A T&T working paper: http://ssrn.com/abstract=2473235. The five pieces have been previously published on New Savanna.

Abstract: How did Western culture get from Shakespeare’s Caliban to Bill Cosby’s Dr. Cliff Huxtable? This essay examines that trajectory by consider six imaginative works: Shakespeare’s The Tempest, Twain’s The Adventures of Huckleberry Finn, Forster’s A Passage to India, Faulkner’s Light in August, Zemeckis’s Who Framed Roger Rabbit, and The Cosby Show. The focus is on the projective dynamics of racisim where the racial Other is made to express feelings and desires that the dominant culture denies.

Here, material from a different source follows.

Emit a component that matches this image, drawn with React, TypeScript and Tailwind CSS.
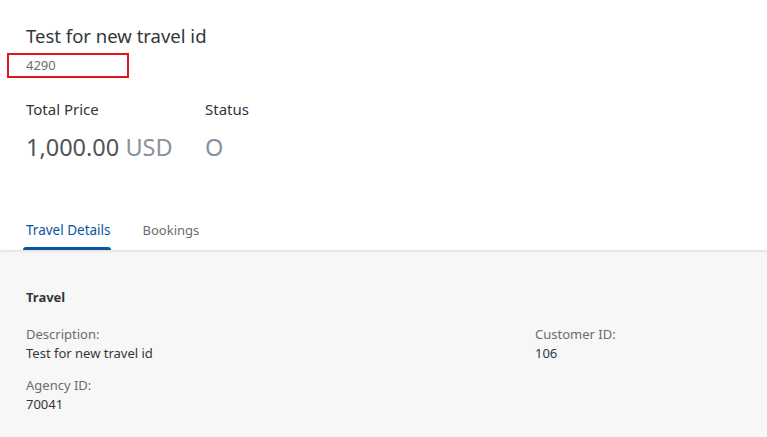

The concept of freedom did not emerge in a vacuum. Nothing highlighted freedom—if it did not in fact create it—like slavery. . . . For in that construction of blackness and enslavement could be found not only the not-free but also, with the dramatic polarity created by skin color, the projection of the not-me. The result was a playground for the imagination. What rose out of collective needs to allay internal fears and to rationalize external exploitation was an American Africanism—a fabricated brew of darkness, otherness, alarm, and desire that is uniquely American.
– Toni Morrison,
Playing in the Dark

There’s a young black boy on my job and those white cats have made him tell them so many lies about what they call his love life that he can’t tell whether he’s coming or going. They want to believe that we screw like dogs or cats–you know, just go out there and get you a piece, just like they might scratch their backs or get a glass of water. . . Another thing, if we were just like dogs, then all the rotten things they have done and are doing to us would be okay!
– Clifford Yancy, in John Langston Gwaltney,
Drylongso

Introduction: A Universe of Symbols

Each culture has a universe of symbols through which its members understand themselves and one another. We use these symbols to elaborate our mental world and to communicate with one another, for symbolism gives graphic and linguistic form to our feelings and desires. The olive branch and white dove of peace, the blood-red planet Mars betokening war, the serpent of wisdom, or of life and healing, are examples of such symbols. American society is culturally diverse. While all Americans may share some symbols–perhaps the American flag, the Thanksgiving turkey–other symbols belong to specific cultures. Each subculture has its own symbolic universe, with its own symbols.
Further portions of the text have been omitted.